It is estimated that over half the population is deficient in Vitamin D, most of them undiagnosed. A 2013 study in the International Journal of Health Sciences indicated that Vitamin D deficiency is associated with hypothyroidism. 92% of Hashimoto’s Thyroiditis patients were found to have Vitamin D deficiency in a 2011 scientific study.
Even when we are fortunate to have a doctor test our vitamin D to determine we are deficient, how much should we take? What is the optimal Vitamin D range? What is the best type of supplement to take and when?
Written by Angela Pifer, Clean & Lean Revolution
I often see a vitamin D supplement listed among the current supplements on my patient’s intake forms. After reviewing their past labs and assessing their dose, I don’t often see an appreciable increase reflected on their labs over time. They may have been taking 2000IU of vitamin D3 daily for the past two years and yet their labs only show a shift from 22ng/ml to 25ng/ml.

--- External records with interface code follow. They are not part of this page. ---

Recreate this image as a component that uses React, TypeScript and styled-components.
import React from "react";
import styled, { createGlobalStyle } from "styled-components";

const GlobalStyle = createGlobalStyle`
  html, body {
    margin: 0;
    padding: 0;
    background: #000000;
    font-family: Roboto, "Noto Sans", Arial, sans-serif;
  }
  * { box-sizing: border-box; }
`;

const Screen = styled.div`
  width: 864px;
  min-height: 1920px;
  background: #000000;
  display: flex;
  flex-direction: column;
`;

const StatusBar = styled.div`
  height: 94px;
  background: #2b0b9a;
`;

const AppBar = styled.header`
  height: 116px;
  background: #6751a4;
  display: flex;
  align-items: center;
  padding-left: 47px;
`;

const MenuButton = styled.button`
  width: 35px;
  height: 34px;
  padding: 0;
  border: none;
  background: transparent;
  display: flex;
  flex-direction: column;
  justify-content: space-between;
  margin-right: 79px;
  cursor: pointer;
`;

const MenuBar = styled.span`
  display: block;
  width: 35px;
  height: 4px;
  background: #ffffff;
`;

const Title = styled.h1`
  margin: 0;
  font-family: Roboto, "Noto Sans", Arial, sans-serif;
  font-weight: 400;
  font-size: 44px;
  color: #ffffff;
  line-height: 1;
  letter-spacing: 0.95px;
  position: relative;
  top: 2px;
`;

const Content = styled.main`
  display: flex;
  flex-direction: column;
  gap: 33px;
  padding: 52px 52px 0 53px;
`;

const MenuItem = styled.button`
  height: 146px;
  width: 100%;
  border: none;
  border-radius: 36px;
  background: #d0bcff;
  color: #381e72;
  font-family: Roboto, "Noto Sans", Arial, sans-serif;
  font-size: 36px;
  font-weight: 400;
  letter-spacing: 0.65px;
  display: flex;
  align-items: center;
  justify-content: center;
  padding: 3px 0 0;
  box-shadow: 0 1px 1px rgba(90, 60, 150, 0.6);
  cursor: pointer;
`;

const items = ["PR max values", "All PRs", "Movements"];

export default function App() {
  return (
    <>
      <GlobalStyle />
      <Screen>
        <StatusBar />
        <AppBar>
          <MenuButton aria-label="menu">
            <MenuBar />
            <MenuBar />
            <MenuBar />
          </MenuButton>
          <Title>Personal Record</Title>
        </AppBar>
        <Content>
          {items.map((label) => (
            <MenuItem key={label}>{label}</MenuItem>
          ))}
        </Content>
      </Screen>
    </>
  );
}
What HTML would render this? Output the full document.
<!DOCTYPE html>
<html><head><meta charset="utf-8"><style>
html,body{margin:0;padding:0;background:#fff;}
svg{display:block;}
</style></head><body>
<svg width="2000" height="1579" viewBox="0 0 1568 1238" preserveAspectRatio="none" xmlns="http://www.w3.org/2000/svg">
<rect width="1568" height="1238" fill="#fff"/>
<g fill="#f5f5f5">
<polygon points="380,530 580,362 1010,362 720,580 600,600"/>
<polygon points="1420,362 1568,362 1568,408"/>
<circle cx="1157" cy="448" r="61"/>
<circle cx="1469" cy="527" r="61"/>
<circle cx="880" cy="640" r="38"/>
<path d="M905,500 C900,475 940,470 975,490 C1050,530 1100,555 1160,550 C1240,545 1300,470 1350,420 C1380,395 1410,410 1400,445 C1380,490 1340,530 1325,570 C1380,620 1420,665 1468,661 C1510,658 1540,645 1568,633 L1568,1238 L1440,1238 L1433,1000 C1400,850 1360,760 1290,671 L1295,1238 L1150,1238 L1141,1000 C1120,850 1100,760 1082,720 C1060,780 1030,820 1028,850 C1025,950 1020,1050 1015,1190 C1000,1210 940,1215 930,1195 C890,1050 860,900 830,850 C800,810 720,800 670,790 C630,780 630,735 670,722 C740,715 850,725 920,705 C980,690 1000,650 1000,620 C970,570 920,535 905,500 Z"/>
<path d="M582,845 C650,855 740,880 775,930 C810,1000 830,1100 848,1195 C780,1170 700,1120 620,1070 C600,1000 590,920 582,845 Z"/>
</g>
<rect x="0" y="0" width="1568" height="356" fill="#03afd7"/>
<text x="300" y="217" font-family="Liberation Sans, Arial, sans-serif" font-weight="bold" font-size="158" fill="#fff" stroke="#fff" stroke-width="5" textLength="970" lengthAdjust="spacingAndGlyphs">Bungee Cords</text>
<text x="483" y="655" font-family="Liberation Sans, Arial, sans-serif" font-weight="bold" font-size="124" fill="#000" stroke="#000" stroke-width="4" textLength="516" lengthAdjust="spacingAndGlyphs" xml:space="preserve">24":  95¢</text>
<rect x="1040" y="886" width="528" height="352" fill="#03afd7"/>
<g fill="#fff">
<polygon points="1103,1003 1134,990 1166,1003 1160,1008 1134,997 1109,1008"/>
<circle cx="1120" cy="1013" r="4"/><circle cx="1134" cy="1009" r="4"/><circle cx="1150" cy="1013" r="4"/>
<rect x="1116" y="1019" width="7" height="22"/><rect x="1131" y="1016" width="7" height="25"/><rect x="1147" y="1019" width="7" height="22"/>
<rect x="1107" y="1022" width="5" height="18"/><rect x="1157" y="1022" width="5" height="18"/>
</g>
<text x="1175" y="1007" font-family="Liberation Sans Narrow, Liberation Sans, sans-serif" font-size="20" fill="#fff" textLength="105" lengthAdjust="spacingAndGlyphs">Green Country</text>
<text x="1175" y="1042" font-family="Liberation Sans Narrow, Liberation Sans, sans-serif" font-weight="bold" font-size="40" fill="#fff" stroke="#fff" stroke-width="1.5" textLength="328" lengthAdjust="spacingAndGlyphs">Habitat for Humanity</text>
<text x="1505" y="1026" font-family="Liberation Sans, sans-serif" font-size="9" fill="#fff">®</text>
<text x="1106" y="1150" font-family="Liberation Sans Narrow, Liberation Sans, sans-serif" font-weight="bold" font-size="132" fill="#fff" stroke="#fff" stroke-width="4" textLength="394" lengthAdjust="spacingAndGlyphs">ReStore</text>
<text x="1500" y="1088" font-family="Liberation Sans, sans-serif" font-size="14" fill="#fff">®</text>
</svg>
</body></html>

What I find is that they are usually taking a vitamin D3 supplement in a soft capsule form, often called a ‘gem,’ and they are taking it in the morning and not in the evening.
Many of my patients are surprised to learn that even though vitamin D is called a vitamin, vitamin D is really a hormone and not actually a vitamin. In fact, it is a fat soluble hormone.
For optimal absorption, the oral supplement “Vitamin” D3 is best taken as a liquid emulsion with dinner. A liquid emulsion is simply a vitamin D3 supplement suspended in a little fat. This is a fat soluble hormone, so taking this as a liquid emulsion improves the absorption and taking this with dinner, which often has the most fat of all the meals, improves the absorption as well. You’ll only need a tiny drop or two of the liquid emulsion on your tongue, as this usually has 1500IU or 2000IU of vitamin D3 per drop (check the label).
Since this is a hormone, it is best taken at night, because hormones are best absorbed at night.
WHAT IS THE OPTIMAL VITAMIN D (25 OH) RANGE?
If you have had your vitamin D levels tests, your doctor most likely tested your 25-Hydroxy Vitamin D levels. On your lab this will be listed as “Vitamin D (25 OH)” or “25-Hydroxyvitamin D (25OHD),” or “25(OH)D,” but these are the same test. Even though the lab may report an adequate level of vitamin D as 25-30 ng/ml, the optimal vitamin D range is 45-65 ng/ml.
WHAT DOSE SHOULD YOU TAKE?
In addition to taking a vitamin D3 liquid emulsion at night, taking the right dose to raise your Vitamin D (25 OH) levels up to your goal is also important. A few small studies have shown that 2000IU vitamin D3 taken over three months, will raise Vitamin D (25 OH) levels by 20ng/ml. This may be the reason that many doctors prescribe this dose. Clinically, this doesn’t play out. Some people will need a lot more vitamin D to raise their levels over time.
If your Vitamin D (25 OH) is 25ng/ml and your goal is 45ng/ml, move to a liquid emulsion, taken with dinner and try a 2000-4000IU dose for six months and then retest. Assess how much your vitamin D level moved during that duration and then work with a licensed health care provider to reassess your dose. Once you reach your desired level, you will likely need 1000-2000IU vitamin D3 a day to maintain these levels.
You can use the chart, which offers guidelines for dosing, based on where you are starting and where you want to go. I have found these dosages to be more relevant clinically.
Vitamin D3 should never be taken alone. Always take a combination Vitamin D3/ Vitamin K2 liquid emulsion. This is because vitamin D3 improves calcium absorption across the GI tract and vitamin K2 is the cofactor needed to transfer calcium into your bones, and not your arteries.